Consider the following:

 class Something
 {
 public:
    Something(void)   { clear(); }
    ~Something (void) { clear(); }

    void clear(void){for (int i=0; i<100; i+=1) m_data[i] = 0;}

    void init(void) {for (int i=0; i<100; i+=1) m_data[i] = char(i); }

    const char* data_GetAddr() { return m_data; }
    char*       data_PutAddr() { return m_data; }

    // show 3 bytes:
    void show(void) { std::cout << "m_data: "
                                << m_data[0] << "  "
                                << m_data[1] << "  "
                                << m_data[2] << "\n"
                                << std::endl;  }   
 private:
    char  m_data[100];
    // and various other POD here
 };



 int main (int, char**)
 {
    auto obj1 = new Something();
    obj1->init();
    obj1->show(); // show initialized data

    // cast does not convert from binary to text
    // so the following does not help
    // auto obj1Hex = (unsigned char*)obj1; 

    // but we can store obj1 to a file in binary
    std::stringstream ss;                        // a ram-base 'file'

    // store data to file using write.
    ss.write(obj1->data_GetAddr(), sizeof(Something));

    // now we allocate a receive buffer just as you have suggested
    auto obj2 = new Something();  // allocate space for another instance
    obj2->show();  // show this has 0's

    // retrieve obj data from file, installing it into obj2 working buffer.
    ss.read(obj2->data_PutAddr(), sizeof(Something));

    obj2->show();       // show results

    return(0);
 }

The output looks similar to the following (emacs presents the binary 0, 1, 2 as the keystrokes needed to achieve them, i.e. control-@, control-A, control-B

m_data: ^@ ^A ^B <<< obj1 after init()

m_data: ^@ ^@ ^@ <<< uninitialized obj2 (all 0's)

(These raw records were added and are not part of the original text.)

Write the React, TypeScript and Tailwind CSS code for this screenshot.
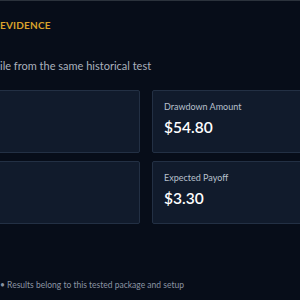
const metrics = [
  { label: "Max Drawdown", value: "12.4%" },
  { label: "Drawdown Amount", value: "$54.80" },
  { label: "Win Rate", value: "58.2%" },
  { label: "Expected Payoff", value: "$3.30" },
];

export default function App() {
  return (
    <div className="w-[300px] h-[300px] overflow-hidden bg-[#070d19] border-t border-[#2b323c] font-['Lato',sans-serif]">
      <div className="pt-[17px] text-[10px] font-bold tracking-[0.02em] text-[#d9a22b] leading-[14px]">
        EVIDENCE
      </div>
      <div className="mt-[26px] text-[11px] leading-[16px] text-[#aab1bd] whitespace-nowrap">
        ile from the same historical test
      </div>
      <div className="mt-[16px] -ml-[120px] grid grid-cols-[260px_260px] gap-x-[12px] gap-y-[8px]">
        {metrics.map((m, idx) => (
          <div
            key={idx}
            className="h-[63px] bg-[#111b2c] border border-[#233044] rounded-[2px] px-[11px] pt-[9px]"
          >
            <div className="text-[9px] leading-[14px] text-[#b8c0cc]">{m.label}</div>
            <div className="mt-[3px] text-[15.5px] leading-[20px] font-semibold text-white">{m.value}</div>
          </div>
        ))}
      </div>
      <div className="mt-[55px] text-[8.5px] leading-[12px] text-[#8b94a3] whitespace-nowrap">
        • Results belong to this tested package and setup
      </div>
    </div>
  );
}
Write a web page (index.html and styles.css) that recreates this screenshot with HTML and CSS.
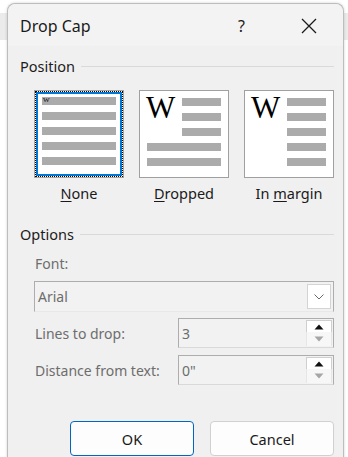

m_data: ^@ ^A ^B <<< obj2 after read, no init()

OTHER TIPS

No. Reasons:
a) Dynamic allocated memory, ie. pointer in the struct/class.
b) Endianess, int-size, padding etc. of the struct, order of the members...

Other things:
"If" it would be possible, there is no reason to create a full object
with constructor call before overwriting it.
And in my opinion, you´re overusing auto.

It is not easy (and not generally and automatically doable), but libraries like s11n might help.

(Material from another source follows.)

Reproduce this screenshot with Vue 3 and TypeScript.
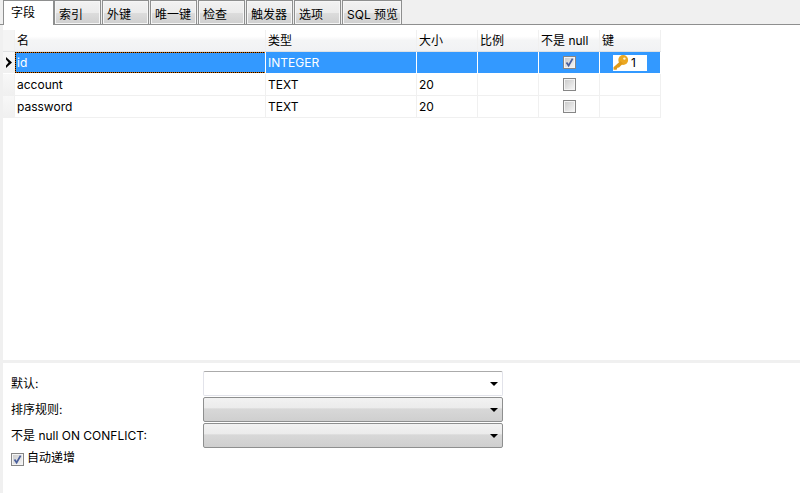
<script setup lang="ts">
interface Row { name: string; type: string; size: string; scale: string; notNull: boolean; key: boolean; selected: boolean }
const tabs: string[] = ['索引', '外键', '唯一键', '检查', '触发器', '选项', 'SQL 预览']
const headers: string[] = ['名', '类型', '大小', '比例', '不是 null', '键']
const rows: Row[] = [
  { name: 'id', type: 'INTEGER', size: '', scale: '', notNull: true, key: true, selected: true },
  { name: 'account', type: 'TEXT', size: '20', scale: '', notNull: false, key: false, selected: false },
  { name: 'password', type: 'TEXT', size: '20', scale: '', notNull: false, key: false, selected: false },
]
const fields: { label: string; plain: boolean }[] = [
  { label: '默认:', plain: true },
  { label: '排序规则:', plain: false },
  { label: '不是 null ON CONFLICT:', plain: false },
]
</script>

<template>
  <div class="app">
    <div class="tabbar">
      <div class="tab active">字段</div>
      <div v-for="t in tabs" :key="t" class="tab" :class="{ wide: t === 'SQL 预览' }">{{ t }}</div>
    </div>
    <div class="main">
      <div class="grid">
        <div class="row head">
          <div class="ind"></div>
          <div v-for="h in headers" :key="h" class="cell">{{ h }}</div>
        </div>
        <div v-for="r in rows" :key="r.name" class="row" :class="{ sel: r.selected }">
          <div class="ind">
            <svg v-if="r.selected" width="8" height="11" viewBox="0 0 8 11" class="arrow">
              <path d="M1 0 L7 5.5 L1 11 L1 8.5 L3.6 5.5 L1 2.5 Z" fill="#000" />
            </svg>
          </div>
          <div class="cell" :class="{ focus: r.selected }">{{ r.name }}</div>
          <div class="cell">{{ r.type }}</div>
          <div class="cell">{{ r.size }}</div>
          <div class="cell">{{ r.scale }}</div>
          <div class="cell center">
            <span class="check">
              <svg v-if="r.notNull" width="11" height="11" viewBox="0 0 11 11">
                <path d="M2.5 5.5 L4.6 8.6 L8.6 1.6" fill="none" stroke="#4a5f9c" stroke-width="1.8" />
              </svg>
            </span>
          </div>
          <div class="cell keycell">
            <span v-if="r.key" class="keybadge">
              <svg width="16" height="15" viewBox="0 0 16 15">
                <circle cx="10.2" cy="5" r="4.9" fill="#eba823" />
                <circle cx="11.4" cy="3.6" r="1.2" fill="#fff3cf" />
                <path d="M7.5 6 L0.5 12.2 L0.5 14.8 L3.6 14.8 L4.4 12.8 L6 12.4 L10 8.6 Z" fill="#e09a18" />
              </svg>
              <span>1</span>
            </span>
          </div>
        </div>
      </div>
    </div>
    <div class="form">
      <div v-for="f in fields" :key="f.label" class="field">
        <label class="label">{{ f.label }}</label>
        <div class="select" :class="{ plain: f.plain }"><span class="caret"></span></div>
      </div>
      <div class="auto">
        <span class="check small">
          <svg width="11" height="11" viewBox="0 0 11 11">
            <path d="M2.5 5.5 L4.6 8.6 L8.6 1.6" fill="none" stroke="#4a5f9c" stroke-width="1.8" />
          </svg>
        </span>
        <span>自动递增</span>
      </div>
    </div>
  </div>
</template>

<style>
html, body { margin: 0; background: #fff; }
</style>

<style scoped>
.app {
  width: 800px;
  height: 493px;
  background: #f0f0f0;
  display: flex;
  flex-direction: column;
  overflow: hidden;
  font-family: Inter, "Noto Sans CJK SC", sans-serif;
  font-size: 12px;
  color: #000;
}
.tabbar {
  height: 25px;
  box-sizing: border-box;
  display: flex;
  padding-left: 3px;
  gap: 1px;
  border-bottom: 1px solid #8e8f8f;
  flex: none;
}
.tab {
  width: 47px;
  height: 24px;
  box-sizing: border-box;
  border: 1px solid #8e8f8f;
  border-bottom: none;
  background: linear-gradient(#f2f2f2 0, #ebebeb 50%, #dddddd 51%, #cfcfcf 100%);
  box-shadow: inset 0 0 0 1px #f6f6f6;
  padding-left: 4px;
  padding-top: 4px;
  line-height: 20px;
  white-space: nowrap;
}
.tab.wide { width: 60px; }
.tab.active {
  width: 51px;
  height: 25px;
  background: #fff;
  box-shadow: none;
  border-color: #8e8f8f;
  padding-left: 7px;
  padding-top: 2px;
  margin-right: -1px;
  position: relative;
  z-index: 1;
}
.main {
  height: 335px;
  flex: none;
  margin-left: 3px;
  background: #fff;
  padding-top: 5px;
  box-sizing: border-box;
}
.grid { display: flex; flex-direction: column; width: 658px; }
.row {
  display: grid;
  grid-template-columns: 12px 251px 151px 61px 61px 61px 61px;
  height: 22px;
  box-sizing: border-box;
  border-bottom: 1px solid #f0f0f0;
}
.ind {
  background: linear-gradient(#f8f8f8, #f0f0f0);
  border-right: 1px solid #f0f0f0;
  display: flex;
  align-items: center;
}
.arrow { margin-left: 2px; }
.cell {
  border-right: 1px solid #f0f0f0;
  padding-left: 2px;
  line-height: 21px;
  white-space: nowrap;
  overflow: hidden;
  box-sizing: border-box;
}
.head {
  background: linear-gradient(#fff 0, #fff 30%, #f4f5f6 50%, #f1f2f4 100%);
  border-bottom: 1px solid #dfe1e3;
}
.head .cell { line-height: 22px; }
.head .ind { background: #f4f4f4; }
.sel .cell {
  background: #3399ff;
  color: #fff;
  border-right-color: #fff;
}
.sel { border-bottom-color: #fff; }
.sel .cell.focus {
  background:
    repeating-linear-gradient(90deg, #000 0 1px, #cc6600 1px 2px) top left / 100% 1px no-repeat,
    repeating-linear-gradient(90deg, #000 0 1px, #cc6600 1px 2px) bottom left / 100% 1px no-repeat,
    repeating-linear-gradient(0deg, #000 0 1px, #cc6600 1px 2px) top left / 1px 100% no-repeat,
    repeating-linear-gradient(0deg, #000 0 1px, #cc6600 1px 2px) top right / 1px 100% no-repeat,
    #3399ff;
  background-origin: border-box;
}
.center { display: flex; align-items: center; justify-content: center; padding-left: 0; }
.check {
  width: 13px;
  height: 13px;
  box-sizing: border-box;
  border: 1px solid #868686;
  background: linear-gradient(135deg, #c8c8c8, #f8f8f8);
  box-shadow: inset 0 0 0 1px #f4f4f4;
  display: inline-flex;
  align-items: center;
  justify-content: center;
  flex: none;
}
.keycell { display: flex; align-items: center; padding-left: 13px; }
.keybadge {
  width: 34px;
  height: 16px;
  background: #fff;
  color: #000;
  display: inline-flex;
  align-items: center;
  gap: 2px;
  line-height: 16px;
}
.form {
  flex: 1;
  margin-top: 3px;
  margin-left: 3px;
  background: #fff;
  padding: 8px 0 0 8px;
  box-sizing: border-box;
}
.field {
  display: grid;
  grid-template-columns: 192px 300px;
  height: 26px;
  align-items: center;
}
.label { padding-bottom: 4px; }
.select {
  align-self: start;
  width: 300px;
  height: 25px;
  box-sizing: border-box;
  border: 1px solid #8e8f8f;
  border-radius: 2px;
  background: linear-gradient(#f2f2f2 0, #ebebeb 45%, #d8d8d8 46%, #cfcfcf 100%);
  display: flex;
  align-items: center;
  justify-content: flex-end;
  padding-right: 4px;
}
.select.plain {
  background: #fff;
  border-color: #e2e3ea;
  border-top-color: #ababab;
}
.caret {
  width: 0;
  height: 0;
  border-left: 4px solid transparent;
  border-right: 4px solid transparent;
  border-top: 4px solid #000;
}
.auto {
  display: flex;
  align-items: center;
  gap: 3px;
  height: 20px;
  line-height: 18px;
}
.auto span:last-child { padding-bottom: 2px; }
</style>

I would consider some textual serialization format like JSON with e.g. jsoncpp, or Yaml. Of course you'll need to write some code.

As pasztorpisti commented, you might consider deriving some code from C++ declaration. Perhaps MELT might help you (you could customize g++ with it to "provide reflection info about the types of the program", per pasztopisti's words). But this would take weeks of work.

BTW, the hard issue is how to deal with pointers, notably pointers sharing the same pointed object, and pointers to code. Maybe for your particular applications things might be simpler. Read also about garbage collection and persistence; both share common concerns with your issues.

IMHO persistence and serialization is something to think very early when starting the design of your application. It probably is difficult to add afterwards.

If all you are interested in doing is serializing objects in C++ to either binary blobs of data, or to JSON, or to XML, you can take a look at a serialization library such as cereal or Boost serialization.

If you need support for raw pointers or references, Boost is the way to go. If you don't need to serialize raw pointers to things, and instead either use C++11 style smart pointers or no pointers at all, I'd recommend using cereal, as it supports pretty much everything in the standard library, whereas Boost has a more limited subset.